Zingaretti in questi due anni di segreteria, pur con gruppi parlamentari di nomina renziana (ma la stessa cosa era successa al suo predecessore con i rappresentanti di nomina bersaniana nella precedente legislatura) è stato il nulla , tranne la partecipazione subita del PD al Governo Conte 2 che -per certi aspetti – ha spinto i più “in vista” a traslocare dal partito a Palazzo Chigi Sopportata la scissione di Renzi, Zingaretti non ha trovato di meglio che osannare l’avvocato del popolo anche quando si era dimostrato non all’altezza: PNRR docet.

Per chiarezza va detto che il senatore fiorentino, lesto e corsaro, deve ancora una risposta sulla sua consulenza di 80.000,00 dollari percepita in Arabia Saudita, in un Paese che pratica la pena di morte e che schiavizza i lavoratori che importa per le opere e le infrastrutture necessarie , ai quali non garantisce alcun grado di tutela.

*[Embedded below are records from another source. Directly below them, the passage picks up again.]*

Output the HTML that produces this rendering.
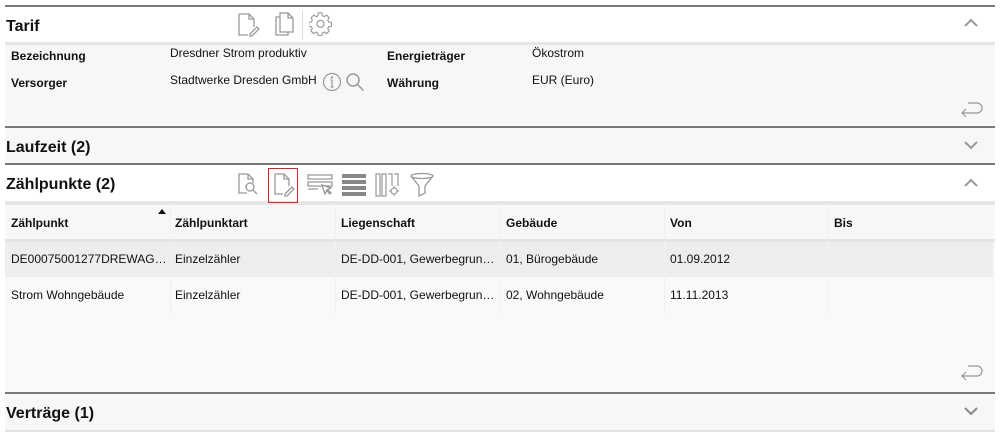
<!DOCTYPE html>
<html><head><meta charset="utf-8"><style>
*{margin:0;padding:0;box-sizing:border-box}
body{width:1000px;height:435px;background:#fff;font-family:"Liberation Sans",Arial,sans-serif;color:#111;position:relative;overflow:hidden}
.a{position:absolute}
.dl{position:absolute;left:5px;width:990px;height:2px;background:#777}
.h{position:absolute;left:5px;width:990px;font-weight:bold;font-size:16px}
.h span{position:absolute;left:1px}
.lbl{position:absolute;font-size:12px;font-weight:bold}
.val{position:absolute;font-size:12px}
.th{position:absolute;font-size:12px;font-weight:bold;top:216px}
.td{position:absolute;font-size:12px}
svg{position:absolute}
</style></head><body>
<div class="dl" style="top:5px"></div>
<div class="h" style="top:7px;height:36px;background:#fff"><span style="top:11px">Tarif</span></div>
<div class="a" style="left:5px;top:42px;width:990px;height:3px;background:#e6e6e6"></div>
<div class="a" style="left:5px;top:45px;width:990px;height:80px;background:#f7f7f7"></div>
<svg style="left:236px;top:12px" width="26" height="26" viewBox="0 0 26 26" fill="none" stroke="#999" stroke-width="1.3"><path d="M3 2h10l5 5v8M18 7h-5V2M3 2v21h9"/><path d="M14 22l7-7 2 2-7 7h-2z"/></svg>
<svg style="left:273px;top:11px" width="22" height="26" viewBox="0 0 22 26" fill="none" stroke="#999" stroke-width="1.3"><path d="M7 2h8l5 5v14H7z M15 2v5h5 M7 6H3v18h12v-3"/></svg>
<div class="a" style="left:302px;top:11px;width:1px;height:29px;background:#ddd"></div>
<svg style="left:309px;top:12px" width="24" height="24" viewBox="0 0 24 24" fill="none" stroke="#999" stroke-width="1.2"><path d="M10 2h4l.6 3 2 1 2.6-1.6 2.8 2.8L20.4 9.8l1 2 3 .6v4l-3 .6-1 2 1.6 2.6-2.8 2.8-2.6-1.6-2 1-.6 3h-4l-.6-3-2-1-2.6 1.6-2.8-2.8 1.6-2.6-1-2-3-.6v-4l3-.6 1-2L2.4 7.2l2.8-2.8L7.8 6l2-1z" transform="scale(.92) translate(0,-1)"/><circle cx="11.5" cy="11.8" r="3.5"/></svg>
<svg style="left:964px;top:18px" width="14" height="10" viewBox="0 0 14 10" fill="none" stroke="#999" stroke-width="2"><path d="M1 8l6-6 6 6"/></svg>
<div class="lbl" style="left:11px;top:49px">Bezeichnung</div>
<div class="val" style="left:170px;top:46px">Dresdner Strom produktiv</div>
<div class="lbl" style="left:387px;top:49px">Energieträger</div>
<div class="val" style="left:532px;top:46px">Ökostrom</div>
<div class="lbl" style="left:11px;top:76px">Versorger</div>
<div class="val" style="left:170px;top:73px">Stadtwerke Dresden GmbH</div>
<svg style="left:322px;top:72px" width="20" height="20" viewBox="0 0 20 20" fill="none" stroke="#999" stroke-width="1.2"><circle cx="10" cy="10" r="8.5"/><path d="M10 8v7M8.5 15h3M8.5 8h1.5"/><circle cx="10" cy="5.5" r=".6" fill="#999"/></svg>
<svg style="left:345px;top:72px" width="20" height="20" viewBox="0 0 20 20" fill="none" stroke="#999" stroke-width="1.5"><circle cx="8" cy="8" r="6"/><path d="M12.5 12.5l6 6"/></svg>
<div class="lbl" style="left:387px;top:76px">Währung</div>
<div class="val" style="left:532px;top:73px">EUR (Euro)</div>
<svg style="left:960px;top:101px" width="24" height="18" viewBox="0 0 24 18" fill="none" stroke="#999" stroke-width="1.2"><path d="M8 2h9a5 5 0 0 1 0 10H2M6 8l-4 4 4 4"/></svg>
<div class="dl" style="top:126px"></div>
<div class="h" style="top:128px;height:35px;background:#f7f7f7"><span style="top:11px">Laufzeit (2)</span></div>
<svg style="left:964px;top:140px" width="14" height="10" viewBox="0 0 14 10" fill="none" stroke="#999" stroke-width="2"><path d="M1 2l6 6 6-6"/></svg>
<div class="dl" style="top:163px"></div>
<div class="h" style="top:165px;height:36px;background:#fff"><span style="top:11px">Zählpunkte (2)</span></div>
<svg style="left:237px;top:172px" width="24" height="24" viewBox="0 0 24 24" fill="none" stroke="#999" stroke-width="1.3"><path d="M10 21H2V2h9l5 5v4M16 7h-5V2"/><circle cx="13" cy="15" r="4"/><path d="M16 18l4 4"/></svg>
<svg style="left:307px;top:173px" width="26" height="22" viewBox="0 0 26 22" fill="none" stroke="#999" stroke-width="1.3"><path d="M1 2h24v4H1zM1 9h24v4H1zM1 16h10"/><path d="M15 12l3 9 1.5-3.5 3.5 3.5 1-1-3.5-3.5L24 15z" fill="#fff"/></svg>
<svg style="left:341px;top:173px" width="26" height="24" viewBox="0 0 26 24"><g fill="#888"><rect x="1" y="1" width="24" height="4"/><rect x="1" y="7" width="24" height="4"/><rect x="1" y="13" width="24" height="4"/><rect x="1" y="19" width="24" height="4"/></g></svg>
<svg style="left:375px;top:173px" width="26" height="24" viewBox="0 0 26 24" fill="none" stroke="#999" stroke-width="1.2"><path d="M1 1h4v22H1zM7 1h4v22H7zM13 1h4v12M19 1h4v12"/><circle cx="19" cy="18" r="3"/><path d="M19 13v2M19 21v2M14 18h2M22 18h2"/></svg>
<svg style="left:409px;top:172px" width="26" height="26" viewBox="0 0 26 26" fill="none" stroke="#999" stroke-width="1.3"><ellipse cx="13" cy="4" rx="11" ry="2.5"/><path d="M2 4l8 10v10l6-3v-7l8-10"/></svg>
<svg style="left:964px;top:178px" width="14" height="10" viewBox="0 0 14 10" fill="none" stroke="#999" stroke-width="2"><path d="M1 8l6-6 6 6"/></svg>
<div class="a" style="left:5px;top:201px;width:990px;height:4px;background:#e6e6e6"></div>
<svg style="left:272px;top:172px" width="24" height="26" viewBox="0 0 24 26" fill="none" stroke="#999" stroke-width="1.3"><path d="M3 2h9l5 5v7M17 7h-5V2M3 2v20h8"/><path d="M13 22l7-7 2 2-7 7h-2z"/></svg>
<div class="a" style="left:268px;top:168px;width:30px;height:35px;border:1.5px solid #e02020"></div>
<div class="a" style="left:5px;top:205px;width:990px;height:187px;background:#f9f9f9"></div>
<div class="a" style="left:5px;top:205px;width:990px;height:35px;background:#f7f7f7"></div>
<div class="a" style="left:5px;top:239px;width:990px;height:3px;background:#e4e4e4"></div>
<div class="a" style="left:5px;top:242px;width:988px;height:35px;background:#ededed"></div>
<div class="a" style="left:5px;top:277px;width:988px;height:36px;background:#f9f9f9"></div>
<div class="a" style="left:170px;top:205px;width:1px;height:108px;background:#efefef"></div>
<div class="a" style="left:335px;top:205px;width:1px;height:108px;background:#efefef"></div>
<div class="a" style="left:500px;top:205px;width:1px;height:108px;background:#efefef"></div>
<div class="a" style="left:664px;top:205px;width:1px;height:108px;background:#efefef"></div>
<div class="a" style="left:828px;top:205px;width:1px;height:108px;background:#efefef"></div>
<div class="th" style="left:11px">Zählpunkt</div>
<svg style="left:158px;top:209px" width="8" height="5" viewBox="0 0 8 5"><path d="M0 5L4 0 8 5z" fill="#111"/></svg>
<div class="th" style="left:175px">Zählpunktart</div>
<div class="th" style="left:341px">Liegenschaft</div>
<div class="th" style="left:506px">Gebäude</div>
<div class="th" style="left:670px">Von</div>
<div class="th" style="left:834px">Bis</div>
<div class="td" style="left:11px;top:252px">DE00075001277DREWAG…</div>
<div class="td" style="left:175px;top:252px">Einzelzähler</div>
<div class="td" style="left:341px;top:252px">DE-DD-001, Gewerbegrun…</div>
<div class="td" style="left:506px;top:252px">01, Bürogebäude</div>
<div class="td" style="left:670px;top:252px">01.09.2012</div>
<div class="td" style="left:11px;top:288px">Strom Wohngebäude</div>
<div class="td" style="left:175px;top:288px">Einzelzähler</div>
<div class="td" style="left:341px;top:288px">DE-DD-001, Gewerbegrun…</div>
<div class="td" style="left:506px;top:288px">02, Wohngebäude</div>
<div class="td" style="left:670px;top:288px">11.11.2013</div>
<svg style="left:960px;top:364px" width="24" height="18" viewBox="0 0 24 18" fill="none" stroke="#999" stroke-width="1.2"><path d="M8 2h9a5 5 0 0 1 0 10H2M6 8l-4 4 4 4"/></svg>
<div class="dl" style="top:392px"></div>
<div class="h" style="top:394px;height:36px;background:#f7f7f7"><span style="top:11px">Verträge (1)</span></div>
<svg style="left:964px;top:406px" width="14" height="10" viewBox="0 0 14 10" fill="none" stroke="#888" stroke-width="2"><path d="M1 2l6 6 6-6"/></svg>
<div class="a" style="left:5px;top:430px;width:990px;height:2px;background:#e2e2e2"></div>
</body></html>
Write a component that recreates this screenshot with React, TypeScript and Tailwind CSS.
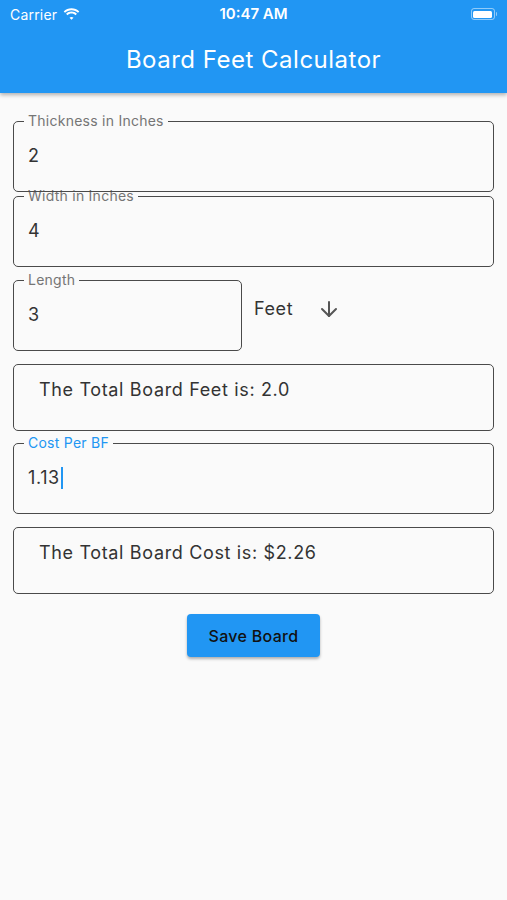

Nel Governo guidato da Draghi con “tutti dentro” tranne la destra, le carte inevitabilmente si mescolano. L’imprinting dell’attuale Presidente del Consiglio è di stampo liberal-socialista e questo non dovrebbe dispiacere. Può essere l’inizio di una nuova stagione per alcuni, come hanno già colto i 5 stelle nominando loro capo il già Presidente del Consiglio, oppure la fine per altri, PD tra questi; come del resto -per quanto labili- confermano i sondaggi. Del resto, i 5 stelle hanno già chiesto l’iscrizione al PSE e al di là del diniego dato dalla Presidente attuale, presto arriverà il beneplacito formale. L’unica bandierina sventolata dal PD come sta e giace è il c.d. “ europeismo”, facile che anche questo spazio debba essere condiviso e rappresentato da altri più “freschi e in forze”.

L’opzione di Zingaretti di allearsi in anteprima con i grillini e a mo’ di dispetto verso Renzi ha avuto ed ha poco senso. In ogni caso la decisione di legarsi al nuovo leader pentastellato, non più federatore ma esponente di un partito concorrenziale, è casomai decisione da assumersi in sede congressuale, primarie incluse. Il tempo c’è. La mancanza di alternative all’attuale esecutivo e il semestre bianco che inizierà a fine luglio, inevitabilmente porteranno a votare o a primavera 2022 oppure a quella del 2023. Nell’anno in corso, un congresso si può fare, se si vuole.

In quella sede si potranno presentare e quindi scegliere contenuti programmatici ed alleati preferibili, la base sociale darà l’orientamento prevalente da seguire. Contestualmente nulla vieta che per tentare di tornare ad essere un partito a vocazione maggioritaria, si attivi un iter costituente programmatico e di corresponsabilità nelle scelte future, utile se del caso a superare anche l’attuale contenitore, con tutte le componenti che a mano a mano si sono scisse e con altre, tipo le sardine scaturite dalla società civile in questi ultimi anni. Il primo banco di prova è la legge elettorale che dovrà essere di stampo maggioritario, non certo proporzionale.

L’assemblea nazionale prossima può o fare melina e imbalsamare un involucro vuoto o procedendo a passi spediti verso l’ascolto degli iscritti e simpatizzanti, accertare in via risolutiva se c’è l’” amalgama”, oppure se questa manca , come disse Massimo D’Alema all’incipit di questa breve storia. In quest’ultimo denegata ipotesi, il viale del tramonto è assicurato.